Dissociative disorders are mental disorders, which affect coordination between thoughts and memories, which may negatively impact individuals in different psychological aspects (Comer, 2018). This may include identity problems, behavioral, and emotional aspects. These disorders also affect the mental functioning of victims and how their normal mind functions which is important in carrying out daily activities (Comer, 2018). Some people argue that dissociative disorders such as dissociative identity disorder are not real and that individuals displaying these symptoms are faking it, which makes it important for a clinician to be able to gather adequate evidence to support any of these assertions (Comer, 2018).

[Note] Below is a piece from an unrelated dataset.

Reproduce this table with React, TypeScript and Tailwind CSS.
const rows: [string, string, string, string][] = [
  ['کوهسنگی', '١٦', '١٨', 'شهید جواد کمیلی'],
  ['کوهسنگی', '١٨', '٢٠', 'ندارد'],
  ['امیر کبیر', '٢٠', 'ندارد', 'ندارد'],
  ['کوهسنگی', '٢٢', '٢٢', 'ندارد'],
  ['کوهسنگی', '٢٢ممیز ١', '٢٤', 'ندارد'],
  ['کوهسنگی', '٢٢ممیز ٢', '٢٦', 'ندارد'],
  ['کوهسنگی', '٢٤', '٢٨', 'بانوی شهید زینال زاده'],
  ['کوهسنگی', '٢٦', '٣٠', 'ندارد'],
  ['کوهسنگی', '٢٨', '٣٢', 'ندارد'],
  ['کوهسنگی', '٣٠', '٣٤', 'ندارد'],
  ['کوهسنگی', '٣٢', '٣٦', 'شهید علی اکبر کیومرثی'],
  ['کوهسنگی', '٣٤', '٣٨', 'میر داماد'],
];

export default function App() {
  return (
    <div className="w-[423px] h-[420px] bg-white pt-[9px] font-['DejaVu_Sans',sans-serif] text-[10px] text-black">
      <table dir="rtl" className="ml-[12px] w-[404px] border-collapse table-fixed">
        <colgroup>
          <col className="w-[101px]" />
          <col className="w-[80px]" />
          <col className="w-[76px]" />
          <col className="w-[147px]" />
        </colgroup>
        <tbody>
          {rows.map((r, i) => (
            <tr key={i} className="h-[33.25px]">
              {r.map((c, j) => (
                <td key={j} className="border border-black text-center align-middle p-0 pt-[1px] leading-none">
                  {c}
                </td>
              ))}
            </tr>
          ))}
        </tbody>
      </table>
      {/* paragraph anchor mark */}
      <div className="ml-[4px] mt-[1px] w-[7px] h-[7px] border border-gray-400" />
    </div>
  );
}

In diagnosing a dissociative disorder, one of the evidence, which a clinician may use, is performing a psychiatric exam, which involves asking in-depth questions to ascertain any mental issues affecting the individual (Brand et al., 2016). A psychiatric exam involves asking questions about an individual’s thoughts and any other symptoms, which may be present on the individual. Other family members may also participate in the exam to provide more information about the patient (Brand et al., 2016). During the assessment of clients, clinicians can be able to use reliable and evidence-based clinical interviews, which have been indicated as effective in distinguishing between true and fake dissociative disorders (Brand et al., 2016).
Clinicians should also watch for behavioral cues during the interviewing process of the patients. Another evidence, which a clinician may be able to gather to support one of these assertions, is using the DSM-5 (Brand et al., 2016). The DSM-5 states that other individuals may also observe the signs and symptoms of dissociative disorder. These symptoms should also have caused significant distress on the individual (Brand et al., 2016). Comparing the signs and symptoms present in a patient to the criteria in the DSM-5 will help the clinician in making an accurate judgment. These signs and symptoms should be well analyzed as cultural as well as religious aspects may cause similar issues (Brand et al., 2016).
Brand, B. L., Sar, V., Stavropoulos, P., Krüger, C., Korzekwa, M., Martínez-Taboas, A., ; Middleton, W. (2016). Separating Fact from Fiction: An Empirical Examination of Six Myths About Dissociative Identity Disorder. Harvard review of psychiatry, 24(4), 257-270.
Comer, R. J. (2018). Abnormal psychology (10th ed.) New York, NY: Worth Publishers.